▸ EXERCISE MATERIALS

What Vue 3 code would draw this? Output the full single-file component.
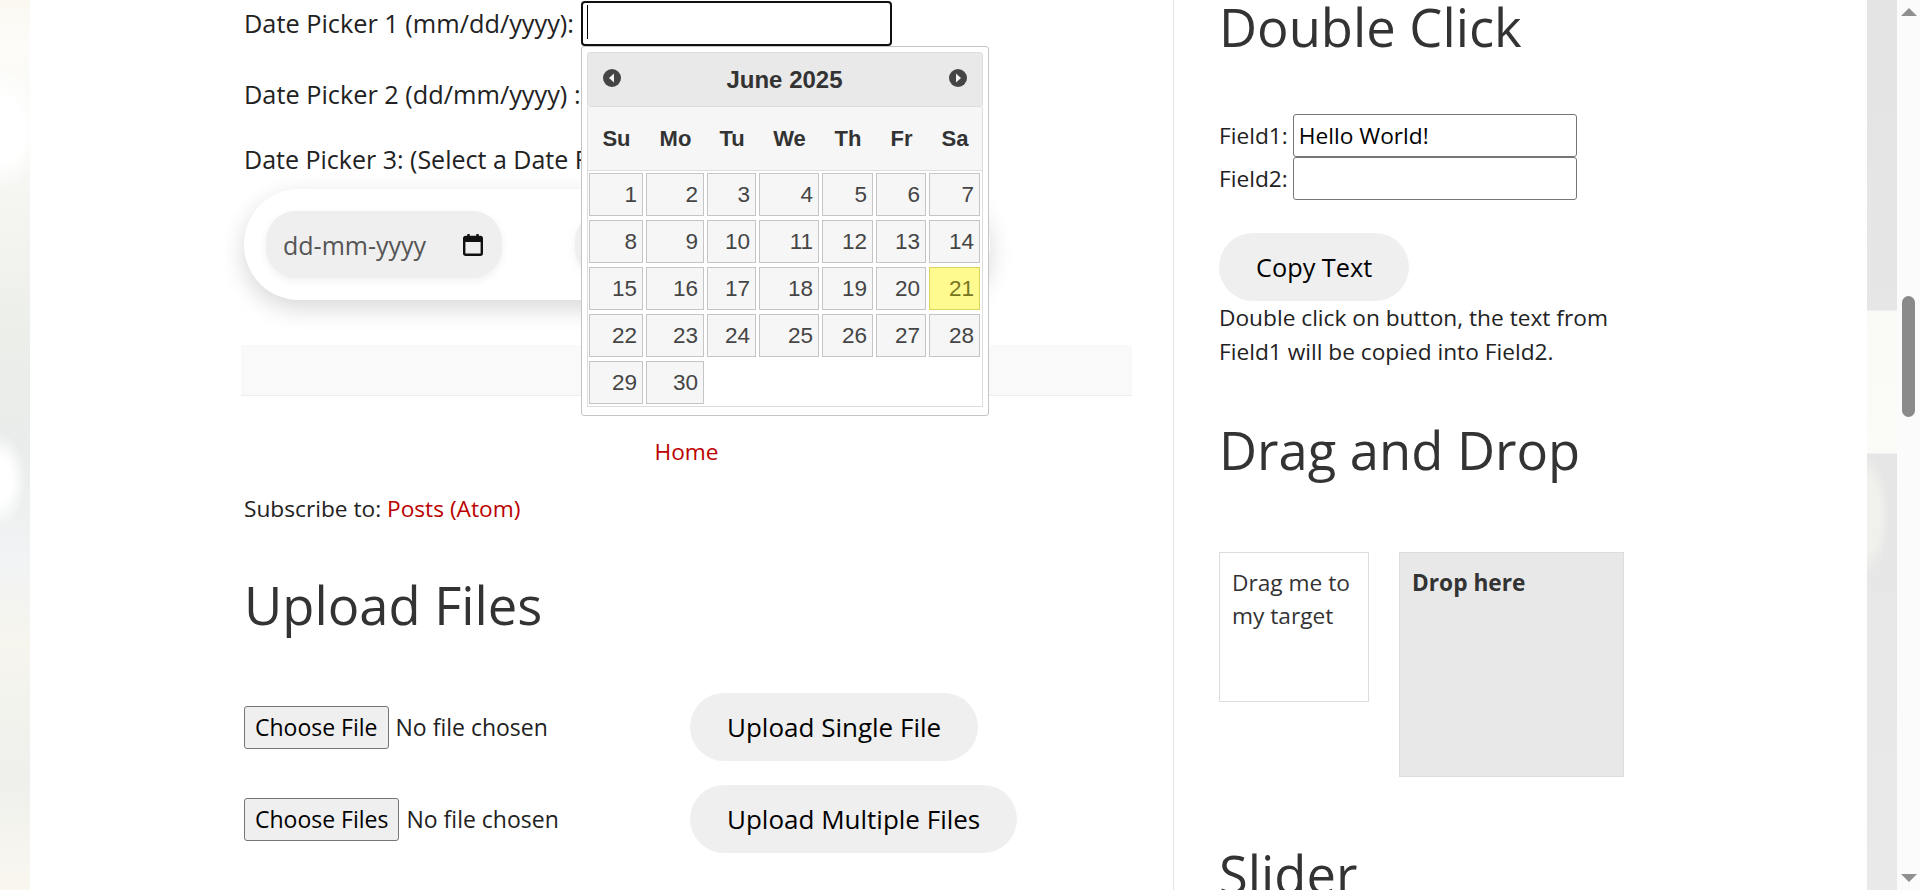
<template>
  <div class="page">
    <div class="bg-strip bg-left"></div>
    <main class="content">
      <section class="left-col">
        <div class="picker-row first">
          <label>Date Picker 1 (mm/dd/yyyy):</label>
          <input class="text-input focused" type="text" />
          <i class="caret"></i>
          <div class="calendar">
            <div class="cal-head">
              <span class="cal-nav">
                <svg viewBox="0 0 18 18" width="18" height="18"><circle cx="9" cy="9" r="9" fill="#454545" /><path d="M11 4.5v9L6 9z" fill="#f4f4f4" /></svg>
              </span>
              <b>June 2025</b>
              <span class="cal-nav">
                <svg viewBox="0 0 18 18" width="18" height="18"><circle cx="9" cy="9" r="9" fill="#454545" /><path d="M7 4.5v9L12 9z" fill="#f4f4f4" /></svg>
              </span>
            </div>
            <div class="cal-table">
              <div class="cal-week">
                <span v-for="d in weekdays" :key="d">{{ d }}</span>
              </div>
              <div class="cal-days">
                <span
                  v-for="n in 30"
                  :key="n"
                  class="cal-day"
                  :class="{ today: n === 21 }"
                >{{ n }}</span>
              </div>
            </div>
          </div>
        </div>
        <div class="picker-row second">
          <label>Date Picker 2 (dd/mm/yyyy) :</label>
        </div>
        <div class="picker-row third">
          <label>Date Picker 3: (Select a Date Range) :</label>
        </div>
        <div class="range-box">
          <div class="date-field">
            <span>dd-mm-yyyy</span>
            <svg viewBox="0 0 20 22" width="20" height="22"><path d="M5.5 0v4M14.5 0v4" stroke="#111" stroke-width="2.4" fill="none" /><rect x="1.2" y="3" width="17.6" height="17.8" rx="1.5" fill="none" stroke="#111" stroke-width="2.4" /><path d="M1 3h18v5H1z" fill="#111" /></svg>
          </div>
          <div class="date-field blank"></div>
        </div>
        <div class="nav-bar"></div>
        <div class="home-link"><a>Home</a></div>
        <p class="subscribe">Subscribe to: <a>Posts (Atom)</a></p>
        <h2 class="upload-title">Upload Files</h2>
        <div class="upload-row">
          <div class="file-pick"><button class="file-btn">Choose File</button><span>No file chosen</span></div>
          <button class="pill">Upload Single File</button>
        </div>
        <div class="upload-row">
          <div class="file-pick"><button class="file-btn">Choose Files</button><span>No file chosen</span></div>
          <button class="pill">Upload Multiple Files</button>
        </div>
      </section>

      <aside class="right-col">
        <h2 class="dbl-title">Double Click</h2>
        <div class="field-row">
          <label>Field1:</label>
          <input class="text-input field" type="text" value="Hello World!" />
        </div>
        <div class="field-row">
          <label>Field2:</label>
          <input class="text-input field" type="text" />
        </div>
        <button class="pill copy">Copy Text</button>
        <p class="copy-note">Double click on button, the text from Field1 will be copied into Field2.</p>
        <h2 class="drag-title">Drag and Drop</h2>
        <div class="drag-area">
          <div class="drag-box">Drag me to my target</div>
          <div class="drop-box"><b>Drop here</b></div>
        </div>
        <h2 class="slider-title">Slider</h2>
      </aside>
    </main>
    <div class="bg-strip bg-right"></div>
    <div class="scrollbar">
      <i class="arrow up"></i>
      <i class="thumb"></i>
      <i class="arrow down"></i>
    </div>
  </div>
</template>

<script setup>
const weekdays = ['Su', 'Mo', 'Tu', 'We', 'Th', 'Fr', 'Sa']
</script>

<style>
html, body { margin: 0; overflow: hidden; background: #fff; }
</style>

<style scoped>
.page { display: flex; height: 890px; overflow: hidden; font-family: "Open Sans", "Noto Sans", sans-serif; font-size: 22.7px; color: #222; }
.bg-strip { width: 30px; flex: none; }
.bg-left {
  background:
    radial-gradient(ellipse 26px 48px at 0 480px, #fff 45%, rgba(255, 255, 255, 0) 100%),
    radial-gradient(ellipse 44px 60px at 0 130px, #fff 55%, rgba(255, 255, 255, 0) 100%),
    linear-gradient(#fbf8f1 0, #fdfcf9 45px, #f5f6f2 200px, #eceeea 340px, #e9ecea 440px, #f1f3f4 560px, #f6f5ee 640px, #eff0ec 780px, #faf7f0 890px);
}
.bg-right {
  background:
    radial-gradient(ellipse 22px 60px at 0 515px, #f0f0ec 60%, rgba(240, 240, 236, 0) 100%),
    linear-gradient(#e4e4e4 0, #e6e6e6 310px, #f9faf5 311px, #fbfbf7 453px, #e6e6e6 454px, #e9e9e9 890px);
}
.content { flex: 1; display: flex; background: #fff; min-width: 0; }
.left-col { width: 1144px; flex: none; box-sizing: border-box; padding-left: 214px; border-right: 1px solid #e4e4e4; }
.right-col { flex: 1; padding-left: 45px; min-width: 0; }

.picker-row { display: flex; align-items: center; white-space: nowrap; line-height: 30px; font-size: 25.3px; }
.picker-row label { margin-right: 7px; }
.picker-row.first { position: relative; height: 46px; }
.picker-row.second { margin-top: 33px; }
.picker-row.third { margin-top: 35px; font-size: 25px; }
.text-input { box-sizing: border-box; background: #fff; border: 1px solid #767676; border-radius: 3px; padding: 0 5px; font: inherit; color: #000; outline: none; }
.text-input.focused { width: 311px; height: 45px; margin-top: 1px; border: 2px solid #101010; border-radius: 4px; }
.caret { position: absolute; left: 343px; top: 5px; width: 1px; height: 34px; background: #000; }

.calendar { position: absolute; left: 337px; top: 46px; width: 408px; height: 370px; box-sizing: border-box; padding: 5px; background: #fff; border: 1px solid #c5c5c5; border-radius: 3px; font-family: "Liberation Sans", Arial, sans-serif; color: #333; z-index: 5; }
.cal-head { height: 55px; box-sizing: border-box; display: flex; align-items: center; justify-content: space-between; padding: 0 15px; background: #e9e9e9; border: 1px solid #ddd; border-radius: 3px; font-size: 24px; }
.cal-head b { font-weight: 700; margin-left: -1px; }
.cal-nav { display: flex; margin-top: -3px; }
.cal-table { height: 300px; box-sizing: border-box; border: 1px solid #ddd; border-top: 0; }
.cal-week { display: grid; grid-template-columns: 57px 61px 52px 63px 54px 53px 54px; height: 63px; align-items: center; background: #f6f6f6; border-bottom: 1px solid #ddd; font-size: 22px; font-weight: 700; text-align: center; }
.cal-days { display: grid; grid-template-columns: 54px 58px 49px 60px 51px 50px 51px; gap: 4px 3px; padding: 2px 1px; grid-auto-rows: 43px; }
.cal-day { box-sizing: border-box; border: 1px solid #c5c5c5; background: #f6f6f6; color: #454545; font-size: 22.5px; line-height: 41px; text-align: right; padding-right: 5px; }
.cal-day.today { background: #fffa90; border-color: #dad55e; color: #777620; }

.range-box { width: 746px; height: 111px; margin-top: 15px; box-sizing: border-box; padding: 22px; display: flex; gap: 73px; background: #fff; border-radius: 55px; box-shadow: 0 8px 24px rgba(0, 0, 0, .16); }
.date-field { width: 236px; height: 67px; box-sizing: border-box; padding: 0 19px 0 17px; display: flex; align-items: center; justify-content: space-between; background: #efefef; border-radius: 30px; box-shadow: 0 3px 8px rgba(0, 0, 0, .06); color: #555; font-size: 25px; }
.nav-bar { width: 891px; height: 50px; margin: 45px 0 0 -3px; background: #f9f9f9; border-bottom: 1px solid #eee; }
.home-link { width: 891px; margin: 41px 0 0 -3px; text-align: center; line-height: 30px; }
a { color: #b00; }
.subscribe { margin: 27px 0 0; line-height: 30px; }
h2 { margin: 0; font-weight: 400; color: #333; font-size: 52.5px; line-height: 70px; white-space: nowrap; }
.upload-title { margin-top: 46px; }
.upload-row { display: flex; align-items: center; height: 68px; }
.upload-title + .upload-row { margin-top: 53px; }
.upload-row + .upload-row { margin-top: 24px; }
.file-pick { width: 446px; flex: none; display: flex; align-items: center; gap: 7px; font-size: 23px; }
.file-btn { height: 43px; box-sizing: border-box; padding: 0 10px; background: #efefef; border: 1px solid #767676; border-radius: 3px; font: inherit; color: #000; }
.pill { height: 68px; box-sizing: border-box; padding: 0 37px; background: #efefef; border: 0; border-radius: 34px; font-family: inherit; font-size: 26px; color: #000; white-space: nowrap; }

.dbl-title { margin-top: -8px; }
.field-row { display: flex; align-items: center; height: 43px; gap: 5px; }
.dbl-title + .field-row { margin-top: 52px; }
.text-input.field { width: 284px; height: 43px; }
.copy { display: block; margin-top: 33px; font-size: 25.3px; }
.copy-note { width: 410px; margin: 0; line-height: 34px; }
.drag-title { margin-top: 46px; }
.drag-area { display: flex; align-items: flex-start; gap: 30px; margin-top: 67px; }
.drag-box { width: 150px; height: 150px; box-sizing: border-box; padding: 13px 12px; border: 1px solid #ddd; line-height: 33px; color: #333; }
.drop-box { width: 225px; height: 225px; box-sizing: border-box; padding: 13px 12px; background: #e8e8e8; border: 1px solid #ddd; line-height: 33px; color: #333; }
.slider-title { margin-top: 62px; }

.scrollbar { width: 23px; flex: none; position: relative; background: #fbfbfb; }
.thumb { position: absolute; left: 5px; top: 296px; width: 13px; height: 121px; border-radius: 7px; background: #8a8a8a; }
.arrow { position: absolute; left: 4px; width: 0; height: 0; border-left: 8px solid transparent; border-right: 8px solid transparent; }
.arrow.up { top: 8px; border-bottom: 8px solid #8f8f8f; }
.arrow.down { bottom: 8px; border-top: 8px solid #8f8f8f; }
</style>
==
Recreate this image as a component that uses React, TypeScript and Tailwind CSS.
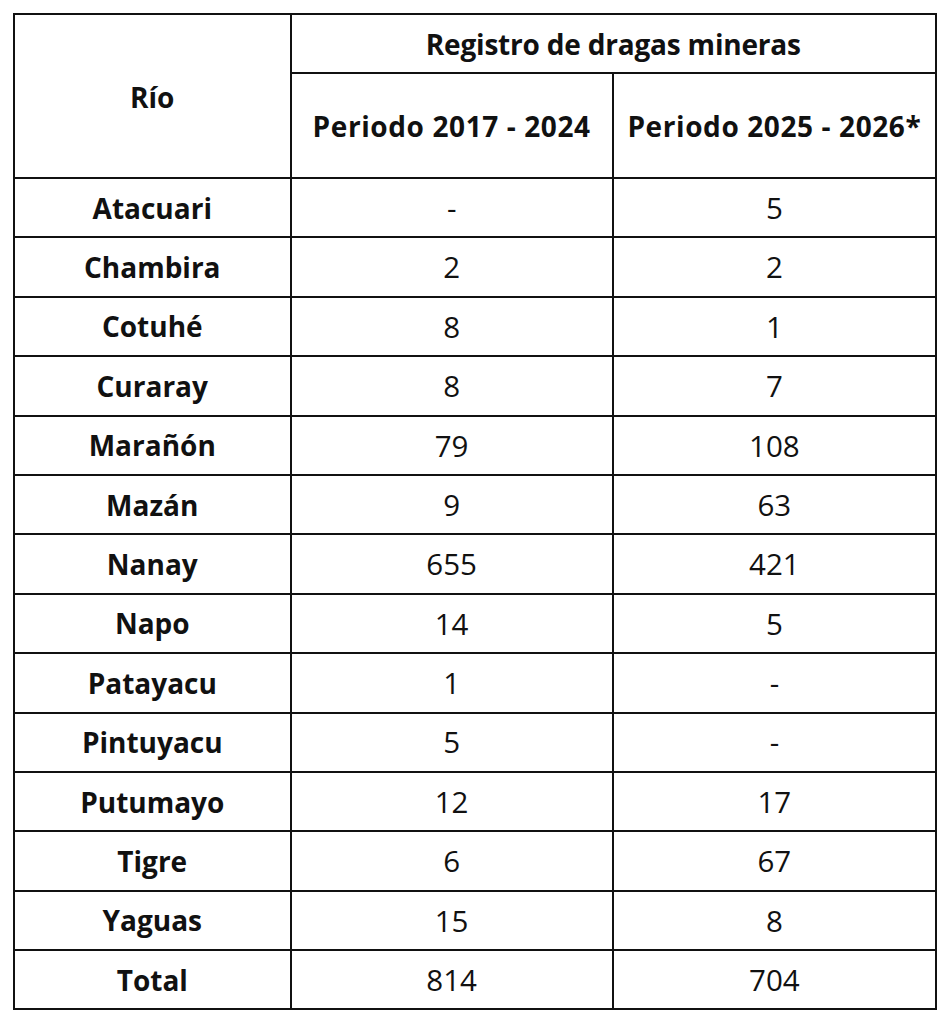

▸ WORK TO COMPLETE
Copy out every line from the data above that has "this" in it.

▸ RESULT OF THE EXERCISE
What Vue 3 code would draw this? Output the full single-file component.
Recreate this image as a component that uses React, TypeScript and Tailwind CSS.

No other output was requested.